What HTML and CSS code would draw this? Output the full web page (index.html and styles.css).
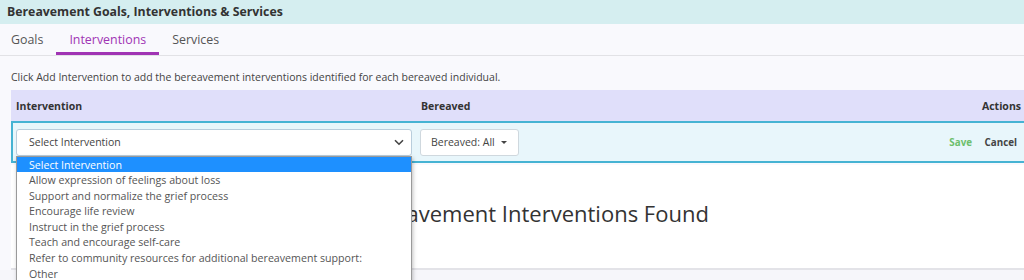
FILE: index.html
```html
<!DOCTYPE html>
<html lang="en">
<head>
    <meta charset="UTF-8">
    <title>Bereavement Goals, Interventions &amp; Services</title>
    <link rel="stylesheet" href="styles.css">
</head>
<body>
    <div class="title-bar">Bereavement Goals, Interventions &amp; Services</div>

    <div class="tabs">
        <div class="tab">Goals</div>
        <div class="tab active">Interventions</div>
        <div class="tab">Services</div>
    </div>

    <div class="panel">
        <p class="hint">Click Add Intervention to add the bereavement interventions identified for each bereaved individual.</p>

        <div class="grid">
            <div class="grid-head">
                <div class="col-intervention">Intervention</div>
                <div class="col-bereaved">Bereaved</div>
                <div class="col-actions">Actions</div>
            </div>

            <div class="edit-row">
                <div class="select-wrap">
                    <div class="select-box">
                        <span>Select Intervention</span>
                        <svg class="chevron" width="10" height="7" viewBox="0 0 10 7">
                            <path d="M1 1.2 L5 5.2 L9 1.2" fill="none" stroke="#444" stroke-width="1.6"/>
                        </svg>
                    </div>
                    <ul class="options">
                        <li class="selected">Select Intervention</li>
                        <li>Allow expression of feelings about loss</li>
                        <li>Support and normalize the grief process</li>
                        <li>Encourage life review</li>
                        <li>Instruct in the grief process</li>
                        <li>Teach and encourage self-care</li>
                        <li>Refer to community resources for additional bereavement support:</li>
                        <li>Other</li>
                    </ul>
                </div>
                <div class="bereaved-btn">Bereaved: All <span class="caret"></span></div>
                <div class="row-actions">
                    <span class="save">Save</span>
                    <span class="cancel">Cancel</span>
                </div>
            </div>

            <div class="empty">No Bereavement Interventions Found</div>
        </div>
    </div>
</body>
</html>
```

FILE: styles.css
```css
body {
    margin: 0;
    min-height: 280px;
    font-family: "Open Sans", Arial, sans-serif;
    background-color: #f6f6fa;
    color: #444;
    overflow: hidden;
}
.title-bar {
    background-color: #d5eef0;
    height: 24px;
    line-height: 24px;
    padding-left: 7px;
    font-size: 12.3px;
    font-weight: bold;
    color: #333;
}
.tabs {
    display: flex;
    height: 31px;
    background-color: #f9f9fd;
    border-bottom: 1px solid #e2e2e6;
}
.tab {
    font-size: 12.4px;
    color: #555;
    padding: 7px 13px 0 13px;
}
.tab:first-child {
    padding-left: 11px;
}
.tab.active {
    color: #a034b4;
    border-bottom: 3px solid #a034b4;
}
.panel {
    padding-left: 11px;
    background-color: #f9f9fd;
}
.hint {
    margin: 0;
    padding: 14px 0 6px 0;
    font-size: 10.5px;
    color: #444;
}
.grid {
    position: relative;
}
.grid-head {
    display: flex;
    align-items: center;
    height: 31px;
    background-color: #e0dffa;
    font-size: 10.5px;
    font-weight: bold;
    color: #333;
}
.col-intervention {
    width: 405px;
    padding-left: 5px;
}
.col-bereaved {
    flex: 1;
}
.col-actions {
    padding-right: 3px;
}
.edit-row {
    display: flex;
    align-items: center;
    height: 38px;
    background-color: #e8f6fb;
    border: 2px solid #46b3d3;
    border-right: none;
    padding-left: 3px;
}
.select-wrap {
    position: relative;
}
.select-box {
    display: flex;
    align-items: center;
    justify-content: space-between;
    box-sizing: border-box;
    width: 396px;
    height: 27px;
    background-color: #fff;
    border: 1px solid #b9cddc;
    border-radius: 3px;
    padding: 0 7px 0 12px;
    font-size: 10.5px;
    color: #444;
}
.options {
    position: absolute;
    top: 27px;
    left: 0;
    width: 396px;
    margin: 0;
    padding: 0;
    list-style: none;
    background-color: #fff;
    box-sizing: border-box;
    border: 1px solid #9a9a9a;
    box-shadow: 1px 2px 4px rgba(0, 0, 0, 0.25);
    z-index: 10;
}
.options li {
    height: 15.6px;
    line-height: 16px;
    padding-left: 12px;
    font-size: 10.65px;
    color: #555;
}
.options li.selected {
    background-color: #1e90ff;
    color: #fff;
}
.bereaved-btn {
    display: flex;
    align-items: center;
    box-sizing: border-box;
    height: 27px;
    margin-left: 8px;
    padding: 0 11px 0 10px;
    background-color: #fff;
    border: 1px solid #cfd8de;
    border-radius: 3px;
    font-size: 10.5px;
    color: #444;
}
.caret {
    display: inline-block;
    margin-left: 6px;
    border-left: 3px solid transparent;
    border-right: 3px solid transparent;
    border-top: 3px solid #444;
}
.row-actions {
    margin-left: auto;
    padding-right: 7px;
    font-size: 9.8px;
    font-weight: bold;
}
.save {
    color: #6dbf6d;
    margin-right: 10px;
}
.cancel {
    color: #444;
}
.empty {
    margin-top: 2px;
    height: 103px;
    line-height: 96px;
    background-color: #fff;
    border-bottom: 2px solid #e3e3e8;
    text-align: center;
    font-size: 22px;
    color: #333;
    padding-right: 3px;
}
```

━━━━━━━━━━

**REQUIRED TASK:** Each line of the data is to be duplicated exactly; pictures stay out of the copy.

**FINAL ANSWER:**
What HTML and CSS code would draw this? Output the full web page (index.html and styles.css).
FILE: index.html
```html
<!DOCTYPE html>
<html lang="en">
<head>
    <meta charset="UTF-8">
    <title>Bereavement Goals, Interventions &amp; Services</title>
    <link rel="stylesheet" href="styles.css">
</head>
<body>
    <div class="title-bar">Bereavement Goals, Interventions &amp; Services</div>

    <div class="tabs">
        <div class="tab">Goals</div>
        <div class="tab active">Interventions</div>
        <div class="tab">Services</div>
    </div>

    <div class="panel">
        <p class="hint">Click Add Intervention to add the bereavement interventions identified for each bereaved individual.</p>

        <div class="grid">
            <div class="grid-head">
                <div class="col-intervention">Intervention</div>
                <div class="col-bereaved">Bereaved</div>
                <div class="col-actions">Actions</div>
            </div>

            <div class="edit-row">
                <div class="select-wrap">
                    <div class="select-box">
                        <span>Select Intervention</span>
                        <svg class="chevron" width="10" height="7" viewBox="0 0 10 7">
                            <path d="M1 1.2 L5 5.2 L9 1.2" fill="none" stroke="#444" stroke-width="1.6"/>
                        </svg>
                    </div>
                    <ul class="options">
                        <li class="selected">Select Intervention</li>
                        <li>Allow expression of feelings about loss</li>
                        <li>Support and normalize the grief process</li>
                        <li>Encourage life review</li>
                        <li>Instruct in the grief process</li>
                        <li>Teach and encourage self-care</li>
                        <li>Refer to community resources for additional bereavement support:</li>
                        <li>Other</li>
                    </ul>
                </div>
                <div class="bereaved-btn">Bereaved: All <span class="caret"></span></div>
                <div class="row-actions">
                    <span class="save">Save</span>
                    <span class="cancel">Cancel</span>
                </div>
            </div>

            <div class="empty">No Bereavement Interventions Found</div>
        </div>
    </div>
</body>
</html>
```

FILE: styles.css
```css
body {
    margin: 0;
    min-height: 280px;
    font-family: "Open Sans", Arial, sans-serif;
    background-color: #f6f6fa;
    color: #444;
    overflow: hidden;
}
.title-bar {
    background-color: #d5eef0;
    height: 24px;
    line-height: 24px;
    padding-left: 7px;
    font-size: 12.3px;
    font-weight: bold;
    color: #333;
}
.tabs {
    display: flex;
    height: 31px;
    background-color: #f9f9fd;
    border-bottom: 1px solid #e2e2e6;
}
.tab {
    font-size: 12.4px;
    color: #555;
    padding: 7px 13px 0 13px;
}
.tab:first-child {
    padding-left: 11px;
}
.tab.active {
    color: #a034b4;
    border-bottom: 3px solid #a034b4;
}
.panel {
    padding-left: 11px;
    background-color: #f9f9fd;
}
.hint {
    margin: 0;
    padding: 14px 0 6px 0;
    font-size: 10.5px;
    color: #444;
}
.grid {
    position: relative;
}
.grid-head {
    display: flex;
    align-items: center;
    height: 31px;
    background-color: #e0dffa;
    font-size: 10.5px;
    font-weight: bold;
    color: #333;
}
.col-intervention {
    width: 405px;
    padding-left: 5px;
}
.col-bereaved {
    flex: 1;
}
.col-actions {
    padding-right: 3px;
}
.edit-row {
    display: flex;
    align-items: center;
    height: 38px;
    background-color: #e8f6fb;
    border: 2px solid #46b3d3;
    border-right: none;
    padding-left: 3px;
}
.select-wrap {
    position: relative;
}
.select-box {
    display: flex;
    align-items: center;
    justify-content: space-between;
    box-sizing: border-box;
    width: 396px;
    height: 27px;
    background-color: #fff;
    border: 1px solid #b9cddc;
    border-radius: 3px;
    padding: 0 7px 0 12px;
    font-size: 10.5px;
    color: #444;
}
.options {
    position: absolute;
    top: 27px;
    left: 0;
    width: 396px;
    margin: 0;
    padding: 0;
    list-style: none;
    background-color: #fff;
    box-sizing: border-box;
    border: 1px solid #9a9a9a;
    box-shadow: 1px 2px 4px rgba(0, 0, 0, 0.25);
    z-index: 10;
}
.options li {
    height: 15.6px;
    line-height: 16px;
    padding-left: 12px;
    font-size: 10.65px;
    color: #555;
}
.options li.selected {
    background-color: #1e90ff;
    color: #fff;
}
.bereaved-btn {
    display: flex;
    align-items: center;
    box-sizing: border-box;
    height: 27px;
    margin-left: 8px;
    padding: 0 11px 0 10px;
    background-color: #fff;
    border: 1px solid #cfd8de;
    border-radius: 3px;
    font-size: 10.5px;
    color: #444;
}
.caret {
    display: inline-block;
    margin-left: 6px;
    border-left: 3px solid transparent;
    border-right: 3px solid transparent;
    border-top: 3px solid #444;
}
.row-actions {
    margin-left: auto;
    padding-right: 7px;
    font-size: 9.8px;
    font-weight: bold;
}
.save {
    color: #6dbf6d;
    margin-right: 10px;
}
.cancel {
    color: #444;
}
.empty {
    margin-top: 2px;
    height: 103px;
    line-height: 96px;
    background-color: #fff;
    border-bottom: 2px solid #e3e3e8;
    text-align: center;
    font-size: 22px;
    color: #333;
    padding-right: 3px;
}
```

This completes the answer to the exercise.